Em um relatório parcial sobre o trabalho de policiais do 31º BPM (Recreio dos Bandeirantes) na Muzema, nesse final de semana, há seis tópicos informando poucos acontecimentos. Nenhum deles, contudo, cita a invasão da região por milicianos no sábado (19), quando andavam tranquilamente pelas ruas portando fuzis. Em uma das descrições, inclusive, agentes destacam não haver “alteração” ou “ocorrência” na localidade.
No geral, o documento, chamado de parte diária, aponta apenas substituição de policiais, rondas, baseamento de blindado e o uso de câmera nos uniformes.
Confronto entre tráfico e milícia
No final de 2023, o Comando Vermelho iniciou tentativas de invasão a favelas do Itanhangá e na Gardênia Azul, ambas na Zona Oeste. A conquista aconteceu em fevereiro deste ano, quando ataques simultâneos fizeram a milícia dessas regiões recuar. Desde então, esses grupos criminosos têm entrado constantemente em confronto.
Os efeitos na vida dos moradores incluem riscos nos tiroteios, toques de recolher, aumento da cobrança de taxas, alteração no funcionamento de serviços públicos, como o itinerário de ônibus, além do fechamento de escolas e postos de saúde em dias de maior insegurança.
Em julho, uma série especial do GLOBO mostrou que, ao menos desde 2021, o Comando Vermelho tem articulado um plano de expansão no Rio de Janeiro, que visa à tomada de territórios pertencentes à milícia e ao Terceiro Comando Puro.
O desejo do CV em tomar a região da Grande Jacarepaguá, onde ficam bairros historicamente dominados pela milícia, existe há cerca de uma década. Para a facção, além da demonstração de força, essa localidade é estratégica por possibilitar um “cinturão” da facção no entorno da Floresta da Tijuca — o que favoreceria eventuais fugas em caso de operações e tentativas de invasão por rivais. Hoje, a única favela que falta para que o plano se concretize é Rio das Pedras, o alvo da vez da facção.
A Favela da Muzema, como ficou conhecida, surgiu nos anos 1970, e cresceu, na década de 90, a partir da ocupação por grupos de milicianos. Seus primeiros moradores eram trabalhadores vindos de outros estados para atuar nas construções que eram erguidas na Barra da Tijuca, que vivia o seu boom imobiliário na época.
Em 2003, a região era de poucas casas localizadas de frente para a Estrada de Jacarepaguá. Três anos depois, as ruas de barro já apareciam abertas e, em 2010, as primeiras casas loteavam o terreno.
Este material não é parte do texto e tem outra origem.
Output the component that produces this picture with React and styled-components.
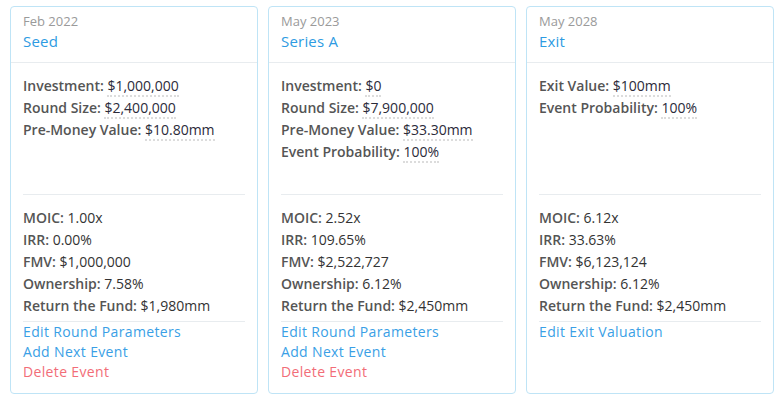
import React from 'react';
import styled, { createGlobalStyle } from 'styled-components';

const GlobalStyle = createGlobalStyle`
  body {
    margin: 0;
    background: #fff;
    font-family: 'Open Sans', 'Liberation Sans', sans-serif;
  }
`;

const events = [
  {
    date: 'Feb 2022',
    name: 'Seed',
    params: [
      ['Investment', '$1,000,000'],
      ['Round Size', '$2,400,000'],
      ['Pre-Money Value', '$10.80mm'],
    ],
    stats: [
      ['MOIC', '1.00x'],
      ['IRR', '0.00%'],
      ['FMV', '$1,000,000'],
      ['Ownership', '7.58%'],
      ['Return the Fund', '$1,980mm'],
    ],
    actions: [
      ['Edit Round Parameters'],
      ['Add Next Event'],
      ['Delete Event', true],
    ],
  },
  {
    date: 'May 2023',
    name: 'Series A',
    params: [
      ['Investment', '$0'],
      ['Round Size', '$7,900,000'],
      ['Pre-Money Value', '$33.30mm'],
      ['Event Probability', '100%'],
    ],
    stats: [
      ['MOIC', '2.52x'],
      ['IRR', '109.65%'],
      ['FMV', '$2,522,727'],
      ['Ownership', '6.12%'],
      ['Return the Fund', '$2,450mm'],
    ],
    actions: [
      ['Edit Round Parameters'],
      ['Add Next Event'],
      ['Delete Event', true],
    ],
  },
  {
    date: 'May 2028',
    name: 'Exit',
    params: [
      ['Exit Value', '$100mm'],
      ['Event Probability', '100%'],
    ],
    stats: [
      ['MOIC', '6.12x'],
      ['IRR', '33.63%'],
      ['FMV', '$6,123,124'],
      ['Ownership', '6.12%'],
      ['Return the Fund', '$2,450mm'],
    ],
    actions: [['Edit Exit Valuation']],
  },
];

const App = () => (
  <>
    <GlobalStyle />
    <Timeline>
      {events.map((ev) => (
        <Card key={ev.name}>
          <CardHeader>
            <EventDate>{ev.date}</EventDate>
            <EventName>{ev.name}</EventName>
          </CardHeader>
          <CardBody>
            <Params>
              {ev.params.map(([label, value]) => (
                <Line key={label}>
                  <Label>{label}:</Label> <Editable>{value}</Editable>
                </Line>
              ))}
            </Params>
            <Stats>
              {ev.stats.map(([label, value]) => (
                <Line key={label}>
                  <Label>{label}:</Label> {value}
                </Line>
              ))}
            </Stats>
            <Actions>
              {ev.actions.map(([text, danger]) => (
                <Action key={text} $danger={danger}>{text}</Action>
              ))}
            </Actions>
          </CardBody>
        </Card>
      ))}
    </Timeline>
  </>
);

export default App;

const Timeline = styled.div`
  display: flex;
  gap: 10px;
  padding: 6px 10px;
`;

const Card = styled.div`
  width: 248px;
  height: 388px;
  box-sizing: border-box;
  border: 1px solid #bfe4f6;
  border-radius: 4px;
  display: flex;
  flex-direction: column;
`;

const CardHeader = styled.div`
  height: 56px;
  box-sizing: border-box;
  padding: 5px 12px 0;
  border-bottom: 1px solid #e8ecef;
`;

const EventDate = styled.div`
  font-size: 13px;
  line-height: 18px;
  color: #9a9a9a;
`;

const EventName = styled.div`
  font-size: 15px;
  line-height: 22px;
  color: #2d9be2;
  letter-spacing: 0.2px;
`;

const CardBody = styled.div`
  padding: 0 12px;
`;

const Params = styled.div`
  height: 132px;
  box-sizing: border-box;
  padding-top: 12px;
  border-bottom: 1px solid #e8ecef;
`;

const Stats = styled.div`
  padding: 12px 0 4px;
  border-bottom: 1px solid #e8ecef;
`;

const Line = styled.div`
  font-size: 14px;
  line-height: 22px;
  color: #333;
  white-space: nowrap;
`;

const Label = styled.span`
  font-weight: 600;
  color: #555;
`;

const Editable = styled.span`
  border-bottom: 2px dotted #dcdcdc;
  color: #2b2b3a;
`;

const Actions = styled.div`
  display: flex;
  flex-direction: column;
  align-items: flex-start;
`;

const Action = styled.span`
  font-size: 14px;
  line-height: 20px;
  letter-spacing: 0.35px;
  color: ${(p) => (p.$danger ? '#f26d78' : '#3a9fe6')};
  cursor: pointer;
`;
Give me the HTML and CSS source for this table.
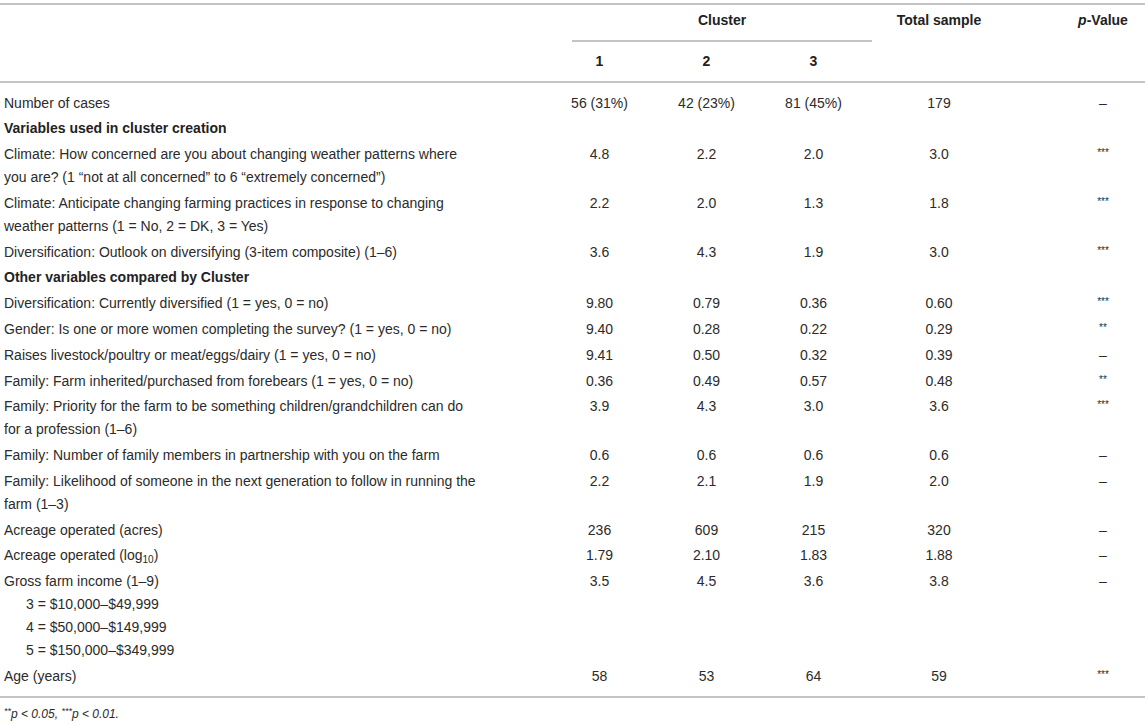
FILE: index.html
```html
<!DOCTYPE html>
<html lang="en">
<head>
    <meta charset="UTF-8">
    <meta name="viewport" content="width=device-width, initial-scale=1.0">
    <title>Cluster characteristics</title>
    <link rel="stylesheet" href="styles.css">
</head>
<body>
    <table class="results">
        <colgroup>
            <col class="col-label">
            <col class="col-num">
            <col class="col-num">
            <col class="col-num">
            <col class="col-total">
            <col class="col-p">
        </colgroup>
        <thead>
            <tr class="head-top">
                <th></th>
                <th colspan="3"><div class="cluster-head">Cluster</div></th>
                <th>Total sample</th>
                <th class="p-col"><i>p</i>-Value</th>
            </tr>
            <tr class="head-sub">
                <th></th>
                <th>1</th>
                <th>2</th>
                <th>3</th>
                <th></th>
                <th class="p-col"></th>
            </tr>
        </thead>
        <tbody>
            <tr class="first">
                <td class="label">Number of cases</td>
                <td>56 (31%)</td><td>42 (23%)</td><td>81 (45%)</td><td>179</td><td class="p-col">–</td>
            </tr>
            <tr>
                <td class="label section" colspan="6">Variables used in cluster creation</td>
            </tr>
            <tr>
                <td class="label">Climate: How concerned are you about changing weather patterns where you are? (1 “not at all concerned” to 6 “extremely concerned”)</td>
                <td>4.8</td><td>2.2</td><td>2.0</td><td>3.0</td><td class="p-col"><span class="stars">***</span></td>
            </tr>
            <tr>
                <td class="label">Climate: Anticipate changing farming practices in response to changing weather patterns (1 = No, 2 = DK, 3 = Yes)</td>
                <td>2.2</td><td>2.0</td><td>1.3</td><td>1.8</td><td class="p-col"><span class="stars">***</span></td>
            </tr>
            <tr>
                <td class="label">Diversification: Outlook on diversifying (3-item composite) (1–6)</td>
                <td>3.6</td><td>4.3</td><td>1.9</td><td>3.0</td><td class="p-col"><span class="stars">***</span></td>
            </tr>
            <tr>
                <td class="label section" colspan="6">Other variables compared by Cluster</td>
            </tr>
            <tr>
                <td class="label">Diversification: Currently diversified (1 = yes, 0 = no)</td>
                <td>9.80</td><td>0.79</td><td>0.36</td><td>0.60</td><td class="p-col"><span class="stars">***</span></td>
            </tr>
            <tr>
                <td class="label">Gender: Is one or more women completing the survey? (1 = yes, 0 = no)</td>
                <td>9.40</td><td>0.28</td><td>0.22</td><td>0.29</td><td class="p-col"><span class="stars">**</span></td>
            </tr>
            <tr>
                <td class="label">Raises livestock/poultry or meat/eggs/dairy (1 = yes, 0 = no)</td>
                <td>9.41</td><td>0.50</td><td>0.32</td><td>0.39</td><td class="p-col">–</td>
            </tr>
            <tr>
                <td class="label">Family: Farm inherited/purchased from forebears (1 = yes, 0 = no)</td>
                <td>0.36</td><td>0.49</td><td>0.57</td><td>0.48</td><td class="p-col"><span class="stars">**</span></td>
            </tr>
            <tr>
                <td class="label">Family: Priority for the farm to be something children/grandchildren can do for a profession (1–6)</td>
                <td>3.9</td><td>4.3</td><td>3.0</td><td>3.6</td><td class="p-col"><span class="stars">***</span></td>
            </tr>
            <tr>
                <td class="label">Family: Number of family members in partnership with you on the farm</td>
                <td>0.6</td><td>0.6</td><td>0.6</td><td>0.6</td><td class="p-col">–</td>
            </tr>
            <tr>
                <td class="label">Family: Likelihood of someone in the next generation to follow in running the farm (1–3)</td>
                <td>2.2</td><td>2.1</td><td>1.9</td><td>2.0</td><td class="p-col">–</td>
            </tr>
            <tr>
                <td class="label">Acreage operated (acres)</td>
                <td>236</td><td>609</td><td>215</td><td>320</td><td class="p-col">–</td>
            </tr>
            <tr>
                <td class="label">Acreage operated (log<sub>10</sub>)</td>
                <td>1.79</td><td>2.10</td><td>1.83</td><td>1.88</td><td class="p-col">–</td>
            </tr>
            <tr>
                <td class="label">
                    Gross farm income (1–9)
                    <div class="sub">3 = $10,000–$49,999</div>
                    <div class="sub">4 = $50,000–$149,999</div>
                    <div class="sub">5 = $150,000–$349,999</div>
                </td>
                <td>3.5</td><td>4.5</td><td>3.6</td><td>3.8</td><td class="p-col">–</td>
            </tr>
            <tr class="last">
                <td class="label">Age (years)</td>
                <td>58</td><td>53</td><td>64</td><td>59</td><td class="p-col"><span class="stars">***</span></td>
            </tr>
        </tbody>
    </table>

    <p class="footnote"><sup>**</sup>p &lt; 0.05, <sup>***</sup>p &lt; 0.01.</p>
</body>
</html>
```

FILE: styles.css
```css
body {
    margin: 0;
    background: #ffffff;
    color: #2b2b2b;
    font-family: "Liberation Sans", Arial, sans-serif;
    font-size: 14px;
}

.results {
    width: 1145px;
    margin-top: 3px;
    border-collapse: collapse;
    table-layout: fixed;
    border-top: 2px solid #c4c4c4;
    border-bottom: 2px solid #c4c4c4;
}

.col-label {
    width: 546px;
}

.col-num {
    width: 107px;
}

.col-total {
    width: 144px;
}

.col-p {
    width: 134px;
}

th,
td {
    padding: 1.4px 0;
    line-height: 23px;
    text-align: center;
    vertical-align: top;
    font-weight: normal;
}

thead th {
    font-weight: bold;
    color: #222;
}

.head-top th {
    padding-top: 3.5px;
    padding-bottom: 0;
}

.cluster-head {
    margin: 0 -5px 0 26px;
    padding-bottom: 8.5px;
    border-bottom: 2px solid #c4c4c4;
}

.head-sub th {
    padding-top: 7.5px;
    padding-bottom: 8.5px;
    border-bottom: 2px solid #c4c4c4;
}

.p-col {
    padding-left: 50px;
}

.first td {
    padding-top: 8.5px;
}

.last td {
    padding-bottom: 8px;
}

td.label {
    text-align: left;
    padding-left: 4px;
    padding-right: 64px;
}

td.section {
    font-weight: bold;
    color: #222;
}

.sub {
    padding-left: 22px;
}

sub {
    font-size: 10px;
    line-height: 0;
    vertical-align: -3px;
}

.stars {
    font-size: 10px;
    line-height: 0;
    vertical-align: 3px;
}

.footnote {
    margin: 8px 0 0 4px;
    font-size: 12px;
    line-height: 16px;
    font-style: italic;
}

.footnote sup {
    font-size: 9px;
    line-height: 0;
    vertical-align: 4px;
}
```
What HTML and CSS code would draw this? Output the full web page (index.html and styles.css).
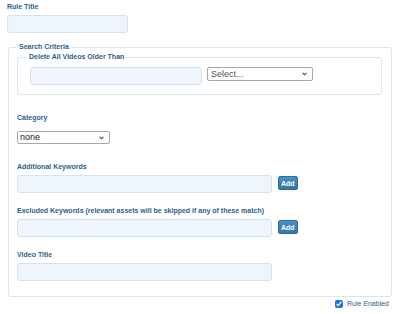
FILE: index.html
```html
<!DOCTYPE html>
<html lang="en">
<head>
    <meta charset="UTF-8">
    <title>Rule Editor</title>
    <link rel="stylesheet" href="styles.css">
</head>
<body>
    <form class="rule-form" autocomplete="off">
        <div class="field">
            <label for="ruleTitle">Rule Title</label>
            <input type="text" id="ruleTitle" class="text-input title-input">
        </div>

        <fieldset class="criteria">
            <legend>Search Criteria</legend>

            <fieldset class="age-group">
                <legend>Delete All Videos Older Than</legend>
                <div class="age-row">
                    <input type="text" id="ageValue" class="text-input age-input">
                    <select id="ageUnit" class="native-select unit-select">
                        <option>Select...</option>
                        <option>Days</option>
                        <option>Weeks</option>
                        <option>Months</option>
                    </select>
                </div>
            </fieldset>

            <div class="field category-field">
                <label for="category">Category</label>
                <select id="category" class="native-select category-select">
                    <option>none</option>
                </select>
            </div>

            <div class="field keyword-field first-keyword">
                <label for="addKeywords">Additional Keywords</label>
                <div class="add-row">
                    <input type="text" id="addKeywords" class="text-input wide-input">
                    <button type="button" class="add-btn">Add</button>
                </div>
            </div>

            <div class="field keyword-field">
                <label for="excKeywords">Excluded Keywords (relevant assets will be skipped if any of these match)</label>
                <div class="add-row">
                    <input type="text" id="excKeywords" class="text-input wide-input">
                    <button type="button" class="add-btn">Add</button>
                </div>
            </div>

            <div class="field keyword-field">
                <label for="videoTitle">Video Title</label>
                <input type="text" id="videoTitle" class="text-input wide-input">
            </div>
        </fieldset>

        <div class="enabled-row">
            <input type="checkbox" id="ruleEnabled" checked>
            <label for="ruleEnabled">Rule Enabled</label>
        </div>
    </form>
</body>
</html>
```

FILE: styles.css
```css
body {
    margin: 0;
    background: #fff;
    font-family: 'Liberation Sans', Arial, sans-serif;
    font-size: 7px;
    color: #2d5e8b;
}
.rule-form {
    padding: 2px 8px 0 7px;
}
.field label {
    display: block;
    font-weight: bold;
    line-height: 10px;
    margin-bottom: 3px;
    color: #2d5e8b;
}
.text-input {
    box-sizing: border-box;
    height: 18px;
    margin: 0;
    padding: 0 4px;
    background: #eef5fd;
    border: 1px solid #d2e2f1;
    border-radius: 3px;
    font-family: inherit;
    font-size: 9px;
    outline: none;
}
.title-input {
    width: 121px;
}
fieldset {
    margin: 0;
    border: 1px solid #d9e6f1;
    border-radius: 3px;
    min-width: 0;
}
legend {
    padding: 0 2px;
    font-weight: bold;
    line-height: 10px;
    color: #2d5e8b;
}
.criteria {
    margin: 9px 0 0 1px;
    padding: 0 9px 15px 8px;
}
.age-group {
    padding: 5px 9px 9px 9px;
}
.age-row {
    display: flex;
    align-items: flex-start;
    gap: 5px;
    padding-left: 3px;
}
.age-input {
    width: 172px;
}
/* plain select with a small chevron like the old browser default */
.native-select {
    box-sizing: border-box;
    height: 14px;
    margin: 0;
    padding: 0 10px 0 3px;
    appearance: none;
    background: #fff url("data:image/svg+xml,%3Csvg xmlns='http://www.w3.org/2000/svg' width='5' height='4' viewBox='0 0 5 4'%3E%3Cpath d='M0.6 0.8 L2.5 2.8 L4.4 0.8' fill='none' stroke='%23444' stroke-width='1.1'/%3E%3C/svg%3E") no-repeat right 5px center;
    border: 1px solid #a6a6a6;
    border-radius: 2px;
    font-family: inherit;
    font-size: 9px;
    line-height: 12px;
    color: #333;
}
.unit-select {
    width: 106px;
    color: #555;
}
.category-field {
    margin-top: 18px;
}
.category-select {
    width: 93px;
    height: 13px;
    margin-top: 5px;
    padding-left: 2px;
    line-height: 11px;
    color: #222;
}
.keyword-field {
    margin-top: 13px;
}
.first-keyword {
    margin-top: 18px;
}
.add-row {
    display: flex;
    align-items: flex-start;
    gap: 6px;
}
.wide-input {
    width: 255px;
}
.add-btn {
    margin-top: 1px;
    height: 14px;
    padding: 0 2px;
    background: linear-gradient(#4a90c3, #3077ab);
    border: 1px solid #2d6c9d;
    border-radius: 2px;
    color: #fff;
    font-family: inherit;
    font-size: 7px;
    font-weight: bold;
    cursor: pointer;
}
.enabled-row {
    display: flex;
    align-items: center;
    justify-content: flex-end;
    gap: 4px;
    padding: 2px 3px 0 0;
}
.enabled-row input {
    width: 8px;
    height: 8px;
    margin: 0;
    accent-color: #1a73e8;
}
.enabled-row label {
    line-height: 10px;
    color: #2d5e8b;
}
```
O crescimento dos imóveis escalonou a tal ponto que, de 2010 a 2016, a Secretaria municipal de Urbanismo chegou a embargar 101 construções, emitiu 107 notificações e realizou 25 laudos de vistoria administrativa enviados para demolição.
O grupo criminoso, de forma ilegal, continuou a investir nos prédios, cujos apartamentos eram vendidos a valores próximos ao de áreas valorizadas da cidade. Dois deles desabaram em 2019 e mataram 24 pessoas.
Dois meses depois desse acontecido, os empreendimentos continuaram. A milícia voltou a construir de forma desenfreada na Muzema e “reorganizou” um sistema de cobrança de taxas. Os valores naquele ano chegavam a R$ 160 para moradores de casas e de R$ 120 para aqueles que viviam em apartamentos.